1. Expand beyond the needs of your immediate customers.
- Look further down the value chain to understand what keeps them awake at night and what you can do to help them break away from competition. Then, use this insight to make your services and products indispensable. For example, at the most recent In-Cosmetics event in Paris, raw material supplier Merck didn’t waste time talking about its labs and molecules. Instead, they focused on results of their joint research with a trend agency to identify which psychological themes – for example, “sublime” vs. “imagination psyche,” including the colors and images – would better resonate with end-users of personal care products. Merck is two steps removed in value chain from the actual consumer, but they clearly recognize the opportunity to devise a compelling marketing story for their ingredients and position these better with customers like L’Oréal or Estée Lauder, who are competing in an increasingly crowded personal care market.
2. Don’t rely on what your customers tell you– observe them, collect data, and draw your own conclusions.
- Customers don’t always know exactly what they want or need; sometimes you have to tell them. This visionary approach is exactly how entirely new concepts are born – by surfacing and satisfying your customers’ undiscovered needs. The development of Apple’s iEmpire is the perfect example, and the legendary Steve Jobs captured this sentiment perfectly when he said, “It’s really hard to design products by focus groups. A lot of times, people don’t know what they want until you show it to them.” As Apple’s example is well-known to many, a more obscure B2B example exists in the lubricants industry. Royal Purple has generated sales and new industrial customers not by focusing on the product and its performance, but by focusing more on the critical pieces of equipment it protects. Targeting users of lower quality lubricants, Royal Purple has been able to show them an alternative point of view on lubrication by preaching the benefits of reduced maintenance costs, energy savings, and increased up time on equipment that is achievable by switching from a lower quality conventional product to Royal Purple’s synthetic lubricants. As a result, they have grown their position by expanding the synthetic lubricant market as opposed to competing directly against similar products. While it may not be as easy or cost-effective as these examples make it seem, it may be well worth investing in a few ambitious areas of your business to lead the customer rather than be led by them.
3. Differentiate to grow in declining markets. In mature or declining markets, it may be tempting to use these areas as cash cows to feed more dynamic segments.
- However, differentiating your product or service from the crowd, even in declining markets, can enable you to maintain a competitive edge and grow. To do so requires a firm understanding at a very granular level about what factors customers perceive to underlie differences across products in a given category, and which level of quality versus price provides the optimal value as these needs evolve. In the personal care market, Croda has used this strategy to drive uninterrupted growth over the last decade, even while their peers struggled through the recession. How? They invested in maintaining a close, direct relationship with all of their customers, big and small, working to develop innovative ingredients and technologies that allow their customers to make differentiated claims, which in turn put them in a stronger competitive position.
4. Manage complexity by segmenting and prioritizing:
- Many businesses have areas with multiple customer service requirements that add complexity to understanding the customers’ needs and complicate strategic prioritization.
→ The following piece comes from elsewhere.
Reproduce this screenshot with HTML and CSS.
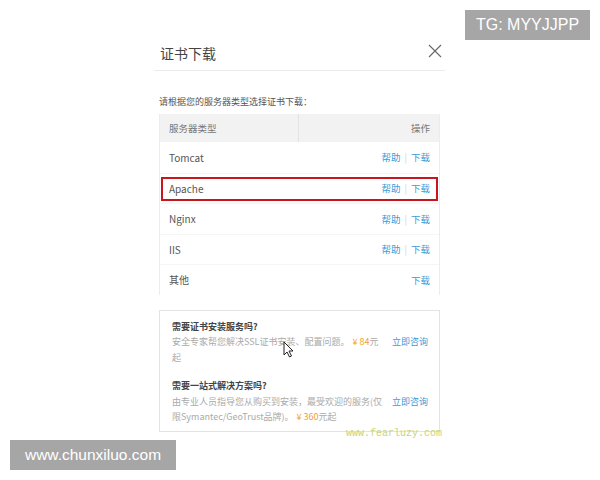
FILE: index.html
```html
<!DOCTYPE html>
<html lang="zh-CN">
<head>
  <meta charset="UTF-8" />
  <meta name="viewport" content="width=device-width, initial-scale=1.0"/>
  <title>证书下载</title>
  <link rel="stylesheet" href="styles.css">
</head>
<body>
  <div class="page">
    <section class="dialog">
      <header class="dialog-head">
        <h2>证书下载</h2>
        <button class="close" aria-label="关闭">
          <svg width="14" height="14" viewBox="0 0 14 14"><path d="M1 1L13 13M13 1L1 13" stroke="#666" stroke-width="1.1" fill="none"/></svg>
        </button>
      </header>

      <p class="hint">请根据您的服务器类型选择证书下载：</p>

      <div class="server-table">
        <div class="row head">
          <span class="name">服务器类型</span>
          <span class="ops">操作</span>
        </div>
        <div class="row">
          <span class="name">Tomcat</span>
          <span class="ops"><a href="#">帮助</a><i>|</i><a href="#">下载</a></span>
        </div>
        <div class="row marked">
          <span class="name">Apache</span>
          <span class="ops"><a href="#">帮助</a><i>|</i><a href="#">下载</a></span>
        </div>
        <div class="row">
          <span class="name">Nginx</span>
          <span class="ops"><a href="#">帮助</a><i>|</i><a href="#">下载</a></span>
        </div>
        <div class="row">
          <span class="name">IIS</span>
          <span class="ops"><a href="#">帮助</a><i>|</i><a href="#">下载</a></span>
        </div>
        <div class="row">
          <span class="name">其他</span>
          <span class="ops"><a href="#">下载</a></span>
        </div>
      </div>

      <div class="services">
        <div class="service">
          <h3>需要证书安装服务吗?</h3>
          <div class="service-body">
            <p>安全专家帮您解决SSL证书安装、配置问题。<em>¥ 84</em>元起</p>
            <a href="#">立即咨询</a>
          </div>
        </div>
        <div class="service">
          <h3>需要一站式解决方案吗?</h3>
          <div class="service-body">
            <p>由专业人员指导您从购买到安装，最受欢迎的服务(仅限Symantec/GeoTrust品牌)。<em>¥ 360</em>元起</p>
            <a href="#">立即咨询</a>
          </div>
        </div>
      </div>
    </section>

    <svg class="cursor" width="13" height="17" viewBox="0 0 13 17">
      <path d="M1 1V14L4 11L6.5 16L8.5 15L6 10H10Z" fill="#fff" stroke="#222" stroke-width="1" stroke-linejoin="round"/>
    </svg>
    <span class="stamp">www.fearluzy.com</span>
    <div class="tag tag-tg">TG: MYYJJPP</div>
    <div class="tag tag-site">www.chunxiluo.com</div>
  </div>
</body>
</html>
```

FILE: styles.css
```css
body {
  margin: 0;
  background-color: #fff;
  font-family: "Noto Sans CJK SC", "Liberation Sans", sans-serif;
  color: #555;
}

.page {
  position: relative;
  width: 600px;
  height: 480px;
  overflow: hidden;
}

.dialog {
  width: 291px;
  margin: 36px 0 0 154px;
}

.dialog-head {
  display: flex;
  align-items: center;
  justify-content: space-between;
  height: 34px;
  padding: 0 3px 0 6px;
  border-bottom: 1px solid #ebebeb;
}

.dialog-head h2 {
  margin: 0;
  font-size: 14px;
  font-weight: normal;
  color: #444;
}

.close {
  display: flex;
  padding: 0;
  margin-top: -4px;
  border: none;
  background: none;
}

.hint {
  margin: 24px 0 5px 5px;
  font-size: 9px;
  line-height: 14px;
  color: #555;
}

.server-table {
  margin: 0 5px;
  border-left: 1px solid #ececec;
  border-right: 1px solid #ececec;
}

.row {
  position: relative;
  display: grid;
  grid-template-columns: 138px 1fr;
  align-items: center;
  height: 30.5px;
  box-sizing: border-box;
  border-top: 1px solid #f5f5f5;
  font-size: 10px;
}

.row .name {
  padding-left: 9px;
}

.row .ops {
  text-align: right;
  padding-right: 9px;
  font-size: 9.5px;
}

.row.head {
  height: 28px;
  border-top: none;
  background-color: #f2f2f2;
  color: #777;
  font-size: 9.5px;
}

.row.head .ops {
  align-self: stretch;
  display: flex;
  align-items: center;
  justify-content: flex-end;
  border-left: 1px solid #e4e4e4;
}

.row.head + .row {
  border-top: none;
}

.ops a {
  color: #3d9bd8;
  text-decoration: none;
}

.ops i {
  font-style: normal;
  color: #d4d4d4;
  margin: 0 4px;
}

.row.marked::after {
  content: "";
  position: absolute;
  top: 3px;
  bottom: 2px;
  left: 1px;
  right: 1px;
  border: 2px solid #c9161c;
}

.services {
  margin: 15px 5px 0;
  padding: 8px 11px 6px 12px;
  border: 1px solid #e3e3e3;
  font-size: 9px;
  line-height: 15.5px;
}

.service + .service {
  margin-top: 13px;
}

.service h3 {
  margin: 0;
  font-size: 9px;
  font-weight: bold;
  color: #444;
}

.service-body {
  display: flex;
  justify-content: space-between;
  align-items: flex-start;
}

.service-body p {
  width: 212px;
  margin: 0;
  color: #aaa;
}

.service-body em {
  font-style: normal;
  color: #f0a030;
  margin-left: 3px;
}

.service-body a {
  color: #3d9bd8;
  text-decoration: none;
}

.cursor {
  position: absolute;
  left: 283px;
  top: 341px;
}

.stamp {
  position: absolute;
  left: 346px;
  top: 429px;
  font-family: "Liberation Mono", monospace;
  font-size: 10px;
  line-height: 10px;
  color: #c8d47c;
}

.tag {
  position: absolute;
  display: flex;
  align-items: center;
  justify-content: center;
  height: 30px;
  background-color: #a6a6a6;
  color: #fff;
  font-family: "Liberation Sans", sans-serif;
}

.tag-tg {
  top: 10px;
  right: 10px;
  width: 125px;
  font-size: 16px;
}

.tag-site {
  top: 440px;
  left: 10px;
  width: 166px;
  font-size: 15.5px;
}
```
Avoid spreading your efforts too thin by defining the depth of customer knowledge critical for each market served. For example, in analyzing its customers, Dow Corning realized some are commodity buyers and that creating multiple business models to meet their needs could be more efficient. Their use of Xiameter, a web-based portal to sell commoditized product directly to customers, was aimed at creating new business models best suited to serve different parts of companies’ portfolios with varied degrees of differentiation in the most cost-efficient and effective way. By segmenting their customers, Dow was able to carve out a segment best served by a no-frills, less intensive model.
5. Build tangible links:
- If customer intimacy is perceived only as a management slogan, it will remain such and customers will see right through it. Everyone in the organization must understand how “know thy customer” translates into their daily work and the benefits it may deliver. One way is to reward these efforts among employees to create a model of customer intimacy. PC giant Microsoft has leveraged this strategy by incentivizing employees to participate in its customer support forums, providing assistance and advice on products and technical issues, building direct, tangible links with customers that keep them feeling engaged, validated and “heard” by the massive company.
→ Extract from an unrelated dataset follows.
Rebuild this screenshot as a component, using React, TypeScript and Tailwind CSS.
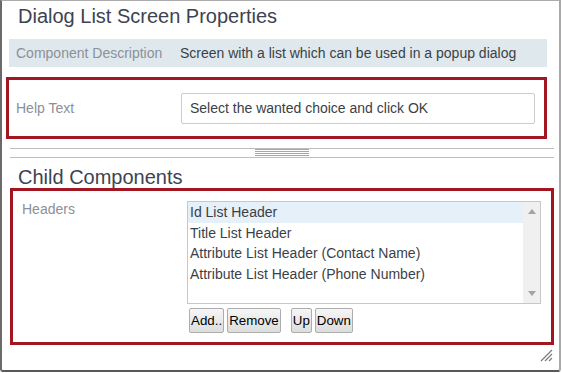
import React from 'react'

const items = [
  'Id List Header',
  'Title List Header',
  'Attribute List Header (Contact Name)',
  'Attribute List Header (Phone Number)',
]

function Btn({ label, className }: { label: string; className?: string }) {
  return (
    <button
      className={
        'h-[25px] px-px text-[13.333px] leading-none text-black border border-[#adadad] rounded-[2px] bg-gradient-to-b from-[#f6f6f6] to-[#dddddd] ' +
        (className ?? '')
      }
    >
      {label}
    </button>
  )
}

export default function App() {
  return (
    <div
      className="relative w-[561px] h-[372px] bg-white flex flex-col border-t border-t-[#ababab] border-l-2 border-l-[#6a6a6a] border-r-2 border-r-[#a9a9a9] border-b-2 border-b-[#585858] rounded-b-[3px]"
      style={{ fontFamily: '"Liberation Sans", Arial, sans-serif' }}
    >
      {/* Title */}
      <div className="mt-[3px] pl-[16px] h-[24px] text-[20px] leading-[24px] text-[#3d4351]">
        Dialog List Screen Properties
      </div>

      {/* Component description */}
      <div className="mt-[11px] ml-[7px] w-[538px] h-[28px] flex items-center bg-[#dfe8ec] text-[14px]">
        <span className="w-[171px] pl-[7px] text-[#8b9099]">Component Description</span>
        <span className="text-[#3b3f48]">Screen with a list which can be used in a popup dialog</span>
      </div>

      {/* Help text (highlighted) */}
      <div className="mt-[10px] ml-[4px] w-[541px] h-[62px] border-[3px] border-[#a31621] flex items-center">
        <span className="w-[172px] pl-[7px] text-[14px] text-[#8b9099]">Help Text</span>
        <div className="w-[354px] h-[31px] border border-[#cccccc] rounded-[2px] flex items-center pl-[8px] text-[14px] text-[#3b3f48]">
          Select the wanted choice and click OK
        </div>
      </div>

      {/* Splitter */}
      <div className="mt-[9px] ml-[8px] w-[544px] h-[10px] border-t border-b border-[#bdbdbd] flex justify-center">
        <div className="w-[54px] flex flex-col gap-px">
          <div className="h-px bg-[#a6a6a6]" />
          <div className="h-px bg-[#a6a6a6]" />
          <div className="h-px bg-[#a6a6a6]" />
          <div className="h-px bg-[#a6a6a6]" />
        </div>
      </div>

      {/* Child components */}
      <div className="mt-[8px] pl-[16px] h-[22px] text-[20px] leading-[22px] text-[#3d4351]">
        Child Components
      </div>

      <div className="ml-[8px] w-[544px] h-[157px] border-[3px] border-[#a31621] flex pt-[10px]">
        <span className="w-[174px] pl-[9px] text-[14px] leading-[16px] text-[#8b9099]">Headers</span>
        <div className="flex flex-col">
          <div className="w-[354px] h-[103px] border border-[#c8c8c8] flex">
            <div className="flex-1 flex flex-col text-[14px] text-[#3b3f48]">
              {items.map((it, i) => (
                <div
                  key={it}
                  className={'h-[20.5px] leading-[20.5px] pl-[2px] ' + (i === 0 ? 'bg-[#e5f0f8]' : '')}
                >
                  {it}
                </div>
              ))}
            </div>
            <div className="w-[17px] bg-[#f0f0f0] flex flex-col justify-between items-center py-[7px]">
              <svg width="8" height="5" viewBox="0 0 8 5">
                <path d="M0 5 L4 0 L8 5 Z" fill="#a3a3a3" />
              </svg>
              <svg width="8" height="5" viewBox="0 0 8 5">
                <path d="M0 0 L4 5 L8 0 Z" fill="#a3a3a3" />
              </svg>
            </div>
          </div>
          <div className="mt-[4px] ml-[2px] flex gap-[3px]">
            <Btn label="Add.." />
            <Btn label="Remove" />
            <Btn label="Up" className="ml-[7px]" />
            <Btn label="Down" />
          </div>
        </div>
      </div>

      {/* Resize grip */}
      <svg className="absolute right-[6px] bottom-[8px]" width="13" height="13" viewBox="0 0 13 13">
        <path d="M1 12 L12 1 M5 12 L12 5 M9 12 L12 9" stroke="#7a7a7a" strokeWidth="1.2" />
      </svg>
    </div>
  )
}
Finding a pathway to growth is a paramount concern for virtually every business. However, uncovering and pursuing hot prospects is just one piece of the puzzle. The real challenge lies in achieving sustainable growth in the medium and long term. Growth beyond the quick hit requires a deep, fundamental understanding of key customer drivers and influences and the ability to leverage these insights to be proactive, creating new opportunities rather than merely reacting to the market. B2B companies that are able to derive clear, actionable insights from customer relationships can drive long-term sustainable growth, regardless of industry forces.